The English-language magazine, entitled ‘Palestine: Betrayal of the Guilty Conscience Al-Malahem’, urges Muslims in the West to assemble pressure cooker bombs like those used to attack the Boston marathon last year.
In a list of “examples of targets,” the magazine suggests attacks on the UK’s Royal Military Academy at Sandhurst, MI5’s Thames House and Marks & Spencer department stores during Friday prayers, so as to avoid harming Muslims.
The list features US targets including Times Square, casinos in Las Vegas, Georgia Military College, the US Air Force Academy in Colorado Springs and the General Atomics headquarters in San Diego.

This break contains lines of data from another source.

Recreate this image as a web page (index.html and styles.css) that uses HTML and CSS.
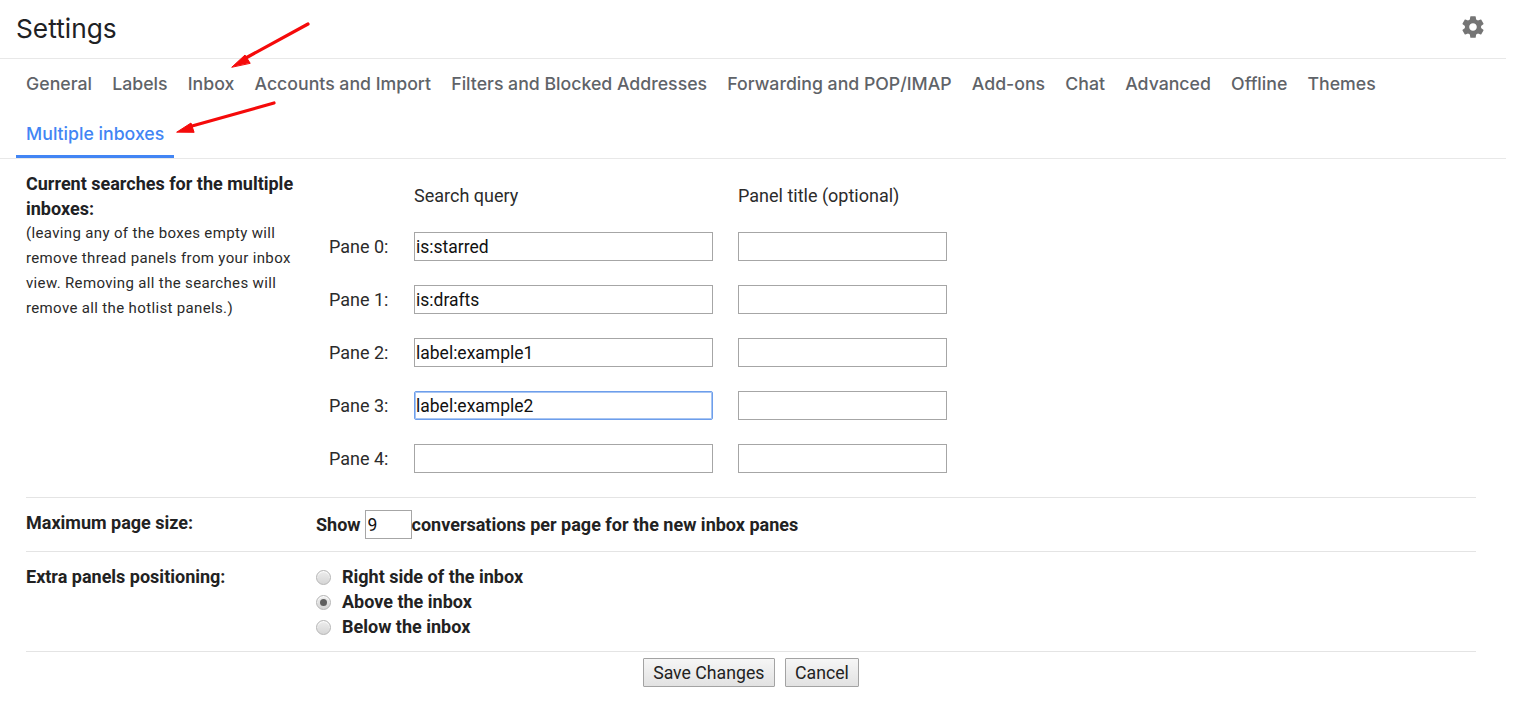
FILE: index.html
```html
<!DOCTYPE html>
<html lang="en">
<head>
<meta charset="utf-8">
<title>Settings</title>
<link rel="stylesheet" href="styles.css">
</head>
<body>
<div class="page">
  <header class="header">
    <h1 class="title">Settings</h1>
    <svg class="gear" viewBox="0 0 24 24" width="26" height="26"><path fill="#757575" d="M19.43 12.98c.04-.32.07-.64.07-.98s-.03-.66-.07-.98l2.11-1.65c.19-.15.24-.42.12-.64l-2-3.46c-.12-.22-.39-.3-.61-.22l-2.49 1c-.52-.4-1.08-.73-1.69-.98l-.38-2.65C14.46 2.18 14.25 2 14 2h-4c-.25 0-.46.18-.49.42l-.38 2.65c-.61.25-1.17.59-1.69.98l-2.49-1c-.23-.09-.49 0-.61.22l-2 3.46c-.13.22-.07.49.12.64l2.11 1.65c-.04.32-.07.65-.07.98s.03.66.07.98l-2.11 1.65c-.19.15-.24.42-.12.64l2 3.46c.12.22.39.3.61.22l2.49-1c.52.4 1.08.73 1.69.98l.38 2.65c.03.24.24.42.49.42h4c.25 0 .46-.18.49-.42l.38-2.65c.61-.25 1.17-.59 1.69-.98l2.49 1c.23.09.49 0 .61-.22l2-3.46c.12-.22.07-.49-.12-.64l-2.11-1.65zM12 15.5c-1.93 0-3.5-1.57-3.5-3.5s1.57-3.5 3.5-3.5 3.5 1.57 3.5 3.5-1.57 3.5-3.5 3.5z"/></svg>
  </header>
  <nav class="tabs">
    <a class="tab">General</a>
    <a class="tab">Labels</a>
    <a class="tab">Inbox</a>
    <a class="tab">Accounts and Import</a>
    <a class="tab">Filters and Blocked Addresses</a>
    <a class="tab">Forwarding and POP/IMAP</a>
    <a class="tab">Add-ons</a>
    <a class="tab">Chat</a>
    <a class="tab">Advanced</a>
    <a class="tab">Offline</a>
    <a class="tab">Themes</a>
    <a class="tab tab-active">Multiple inboxes</a>
  </nav>
  <main class="content">
    <section class="section section-searches">
      <div class="intro">
        <strong class="intro-title">Current searches for the multiple inboxes:</strong>
        <p class="intro-note">(leaving any of the boxes empty will remove thread panels from your inbox view. Removing all the searches will remove all the hotlist panels.)</p>
      </div>
      <div class="panes">
        <span></span><span class="col-head">Search query</span><span class="col-head col-title">Panel title (optional)</span>
        <label class="pane-label">Pane 0:</label><input class="field field-query" value="is:starred"><input class="field field-title">
        <label class="pane-label">Pane 1:</label><input class="field field-query" value="is:drafts"><input class="field field-title">
        <label class="pane-label">Pane 2:</label><input class="field field-query" value="label:example1"><input class="field field-title">
        <label class="pane-label">Pane 3:</label><input class="field field-query field-focus" value="label:example2"><input class="field field-title">
        <label class="pane-label">Pane 4:</label><input class="field field-query"><input class="field field-title">
      </div>
    </section>
    <section class="section section-size">
      <div class="row-label">Maximum page size:</div>
      <div class="size-line"><span>Show</span><input class="field field-size" value="9"><span>conversations per page for the new inbox panes</span></div>
    </section>
    <section class="section section-position">
      <div class="row-label">Extra panels positioning:</div>
      <div class="radios">
        <label class="radio-row"><span class="radio"></span>Right side of the inbox</label>
        <label class="radio-row"><span class="radio radio-on"></span>Above the inbox</label>
        <label class="radio-row"><span class="radio"></span>Below the inbox</label>
      </div>
    </section>
    <div class="actions">
      <button class="btn">Save Changes</button>
      <button class="btn">Cancel</button>
    </div>
  </main>
  <svg class="arrows" width="1521" height="722" viewBox="0 0 1521 722">
    <g fill="#f50a0a" stroke="#f50a0a" stroke-linecap="round" stroke-linejoin="round">
      <path d="M308 24 L244 59" stroke-width="3.2" fill="none"/>
      <path d="M232 67 L245 55 L250 63 Z" stroke-width="1"/>
      <path d="M274 103 L192 126" stroke-width="3.2" fill="none"/>
      <path d="M177 132 L191 123 L194 132 Z" stroke-width="1"/>
    </g>
  </svg>
</div>
</body>
</html>
```
FILE: styles.css
```css
* { box-sizing: border-box; }
html, body { margin: 0; padding: 0; background: #fff; }
body { font-family: Roboto, "Liberation Sans", sans-serif; color: #202124; overflow: hidden; }
.page { position: relative; width: 1521px; height: 722px; }
.header {
  width: 1506px; height: 59px; border-bottom: 1px solid #e8e8e8;
  display: flex; align-items: flex-start; justify-content: space-between;
  padding: 12px 20px 0 16px;
}
.title { margin: 0; font-family: Inter, Roboto, sans-serif; font-size: 26.3px; line-height: 34px; font-weight: 400; color: #202124; }
.gear { margin-top: 2px; }
.tabs {
  width: 1506px; height: 100px; padding: 0 120px 0 16px; border-bottom: 1px solid #e8e8e8;
  display: flex; flex-wrap: wrap; align-content: flex-start;
}
.tab {
  height: 50px; padding: 0 10.1px; line-height: 50px;
  font-family: Inter, Roboto, sans-serif; font-size: 17.7px; font-weight: 500; color: #5f6368; white-space: nowrap;
}
.tab-active { color: #4285f4; border-bottom: 3px solid #4285f4; height: 49px; }
.content { width: 1476px; padding-left: 26px; }
.section { display: grid; grid-template-columns: 290px 1fr; border-bottom: 1px solid #e4e4e4; }
.section-searches { height: 339px; padding-top: 12px; }
.intro { width: 280px; font-size: 15px; line-height: 25px; letter-spacing: .35px; }
.intro-title { display: block; font-size: 18px; font-weight: 700; letter-spacing: 0; }
.intro-note { margin: 0; color: #2a2a2a; }
.panes {
  display: grid; grid-template-columns: 85px 299px 234px;
  grid-template-rows: 49px repeat(5, 53px); align-items: center; padding-left: 13px;
}
.panes > :nth-child(3n) { margin-left: 25px; width: 209px; }
.col-head { font-size: 18px; color: #2b2b2b; }
.pane-label { font-size: 18px; color: #2b2b2b; }
.field {
  height: 29px; border: 1px solid #a6a6a6; border-radius: 0; outline: 0; background: #fff;
  font-family: Roboto, "Liberation Sans", sans-serif; font-size: 17.5px; color: #111; padding: 0 1px; margin: 0;
}
.field-query { width: 299px; }
.field-focus { border-color: #6d9eeb; box-shadow: 0 0 0 1px rgba(109, 158, 235, .6) inset; border-radius: 2px; }
.section-size { height: 54px; align-items: center; }
.row-label { font-size: 18px; font-weight: 700; color: #222; }
.section-size .row-label { margin-top: -5px; }
.section-position .row-label { margin-top: 2px; }
.size-line { display: flex; align-items: center; font-size: 18px; font-weight: 700; color: #222; }
.field-size { width: 47px; font-weight: 400; margin-left: 4px; padding: 0 2px; }
.section-position { height: 100px; padding-top: 12px; }
.radios { display: flex; flex-direction: column; }
.radio-row { display: flex; align-items: center; height: 25px; font-size: 18px; font-weight: 700; color: #222; }
.radio {
  width: 15px; height: 15px; border-radius: 50%; margin: 1px 11px 0 0; flex: none;
  border: 1px solid #b5b5b5; background: linear-gradient(#ededed, #d6d6d6);
  box-shadow: inset 0 1px 1px #fff;
  display: flex; align-items: center; justify-content: center;
}
.radio-on::after { content: ""; width: 7px; height: 7px; border-radius: 50%; background: #5f5f5f; }
.actions { display: flex; justify-content: center; gap: 10px; padding: 6px 0 0 0; }
.btn {
  height: 29px; padding: 0 9.3px; border: 1px solid #a3a3a3; border-radius: 1px;
  background: linear-gradient(#f6f6f6, #e2e2e2);
  font-family: Roboto, "Liberation Sans", sans-serif; font-size: 17.7px; color: #222;
}
.arrows { position: absolute; left: 0; top: 0; pointer-events: none; }
```
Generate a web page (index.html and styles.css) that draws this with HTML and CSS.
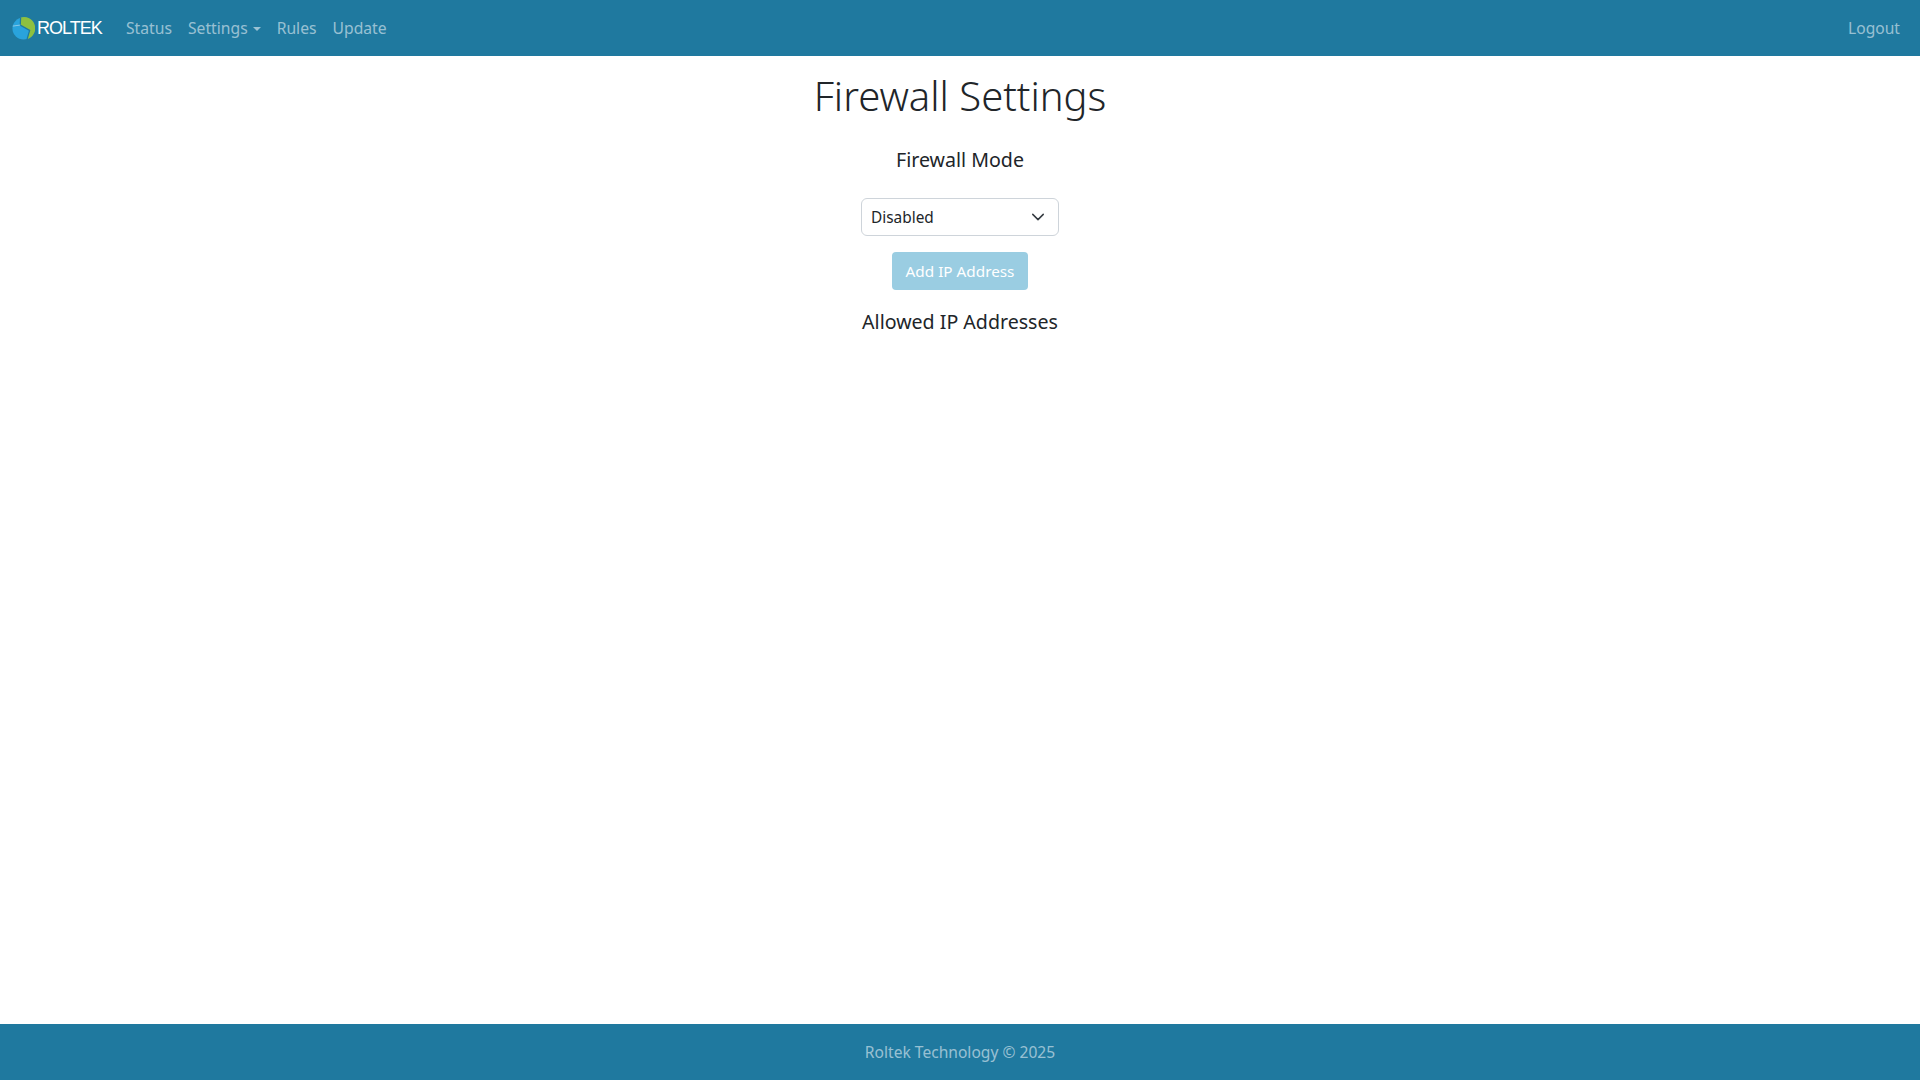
FILE: index.html
```html
<!DOCTYPE html>
<html lang="en">
<head>
  <meta charset="UTF-8">
  <title>Firewall Settings</title>
  <link rel="stylesheet" href="styles.css">
</head>
<body>
<nav class="navbar">
  <a class="brand" href="#">
    <svg class="brand-icon" viewBox="0 0 24 24" width="23" height="23">
      <circle cx="12" cy="12" r="11.5" fill="#29a3dc"/>
      <path d="M9 .6 A11.5 11.5 0 0 1 16 23 L18.5 14 L9 8.5 Z" fill="#8dc03f"/>
      <path d="M9 .6 L8.6 8.4 L18.4 14 L15.8 23" fill="none" stroke="#1f799f" stroke-width="1.3"/>
      <path d="M.8 9.5 L8.6 8.4" fill="none" stroke="#8ccbe8" stroke-width="1"/>
    </svg>
    <span class="brand-text">ROLTEK</span>
  </a>
  <ul class="nav-links">
    <li><a href="#">Status</a></li>
    <li><a href="#" class="dropdown-toggle">Settings</a></li>
    <li><a href="#">Rules</a></li>
    <li><a href="#">Update</a></li>
  </ul>
  <a class="logout" href="#">Logout</a>
</nav>

<main class="content">
  <h1>Firewall Settings</h1>
  <h5 class="mode-title">Firewall Mode</h5>
  <div class="mode-select">
    <span>Disabled</span>
    <svg viewBox="0 0 16 16" width="14" height="14">
      <path d="M2 5l6 6 6-6" fill="none" stroke="#343a40" stroke-width="1.7" stroke-linecap="round" stroke-linejoin="round"/>
    </svg>
  </div>
  <button class="add-btn" disabled>Add IP Address</button>
  <h5 class="allowed-title">Allowed IP Addresses</h5>
</main>

<footer class="footer">Roltek Technology © 2025</footer>
</body>
</html>
```

FILE: styles.css
```css
* {
  box-sizing: border-box;
}
body {
  margin: 0;
  min-height: 1080px;
  display: flex;
  flex-direction: column;
  font-family: "Noto Sans", sans-serif;
  font-size: 16px;
  color: #212529;
  background-color: #fff;
}
a {
  text-decoration: none;
}
.navbar {
  height: 56px;
  flex: none;
  display: flex;
  align-items: center;
  padding: 0 12px;
  background-color: #1f799f;
}
.brand {
  display: flex;
  align-items: center;
  width: 106px;
  color: #fff;
}
.brand-icon {
  display: block;
  flex: none;
}
.brand-text {
  margin-left: 2px;
  font-family: "Liberation Sans", sans-serif;
  font-size: 18px;
  letter-spacing: -1px;
}
.nav-links {
  display: flex;
  list-style: none;
  margin: 0;
  padding: 0;
}
.nav-links a, .logout {
  display: block;
  padding: 8px;
  color: rgba(255,255,255,.55);
  font-size: 15.7px;
}
.logout {
  margin-left: auto;
  font-size: 15.6px;
}
.dropdown-toggle::after {
  content: "";
  display: inline-block;
  margin-left: 5px;
  vertical-align: 3px;
  border-top: 4.5px solid;
  border-left: 4.5px solid transparent;
  border-right: 4.5px solid transparent;
}
.content {
  flex: 1;
  display: flex;
  flex-direction: column;
  align-items: center;
  padding-top: 16px;
}
h1 {
  margin: 0;
  font-size: 40px;
  font-weight: 300;
  line-height: 48px;
}
h5 {
  margin: 0;
  font-size: 19.6px;
  font-weight: 400;
  line-height: 24px;
}
.mode-title {
  margin-top: 28px;
}
.mode-select {
  width: 198px;
  height: 38px;
  margin-top: 26px;
  display: flex;
  align-items: center;
  justify-content: space-between;
  padding: 0 13px 0 9px;
  border: 1px solid #ced4da;
  border-radius: 6px;
  font-size: 15.4px;
}
.add-btn {
  width: 136px;
  height: 38px;
  margin-top: 16px;
  border: none;
  border-radius: 4px;
  background-color: #9acde2;
  color: #fff;
  font-family: inherit;
  font-size: 15.3px;
}
.allowed-title {
  margin-top: 20px;
}
.footer {
  height: 56px;
  flex: none;
  display: flex;
  align-items: center;
  justify-content: center;
  background-color: #1f799f;
  color: rgba(255,255,255,.55);
  font-size: 15.6px;
}
```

It also suggests attacks on Israeli, British and American company headquarters and holiday destinations abroad, oil tankers and busy train stations.
A nine-page spread offers instructions on how to “make a bomb in the kitchen of your Mom,” step-by-step photographs, a shopping list, and admiring words about Boston bombers the Tsarnaev brothers.
“This recipe gives you the ability to make a car bomb even in countries with tight security and surveillance,” one article reads, before providing a list of supplies including cooking gas, oxygen gas, a barometer, decoration lamps and matches.
“My Muslim brother: we are conveying to you our military training right into your kitchen to relieve you of the difficulty of traveling to us,” it reads.
“If you are sincere in your intentions to serve the religion of Allāh, then all what you have to do is enter your kitchen and make an explosive device that would damage the enemy if you put your trust in Allāh and then use this explosive device properly.”
A timeline of terror attacks, including 9/11 and the Boston bombings is concluded with a blank entry marked '201?' implying a terror attack on American or British soil is planned for the near future.
“The timeline concludes with the date 201?’ and blank spaces and question marks for the photo and information of the next attack - implying that it is coming soon,” Steve Stalinsky, of the Middle East Media Research Institute, told Fox News.
“Both AQAP [Al-Qaeda in the Arab Peninsular] and IS [Islamic State], as well as every other al-Qaeda branch and offshoot, is relying on US social media companies including Twitter and YouTube for their cyber-Jihad efforts,” Stalinsky said.
“There could be some envy by AQAP that IS is now getting all the headlines.”
The magazine is a supplement to the terror group’s Inspire magazine, aimed at encouraging Muslims in the West to carry out lone-wolf terror attacks. “Inspire Magazine's goal is to empower Muslims. And what is empowerment without being strong, powerful and intelligent?” the publications reads.
“In this section, we give you strength, power and intelligence. Believe me, using car bombs gives you all that.”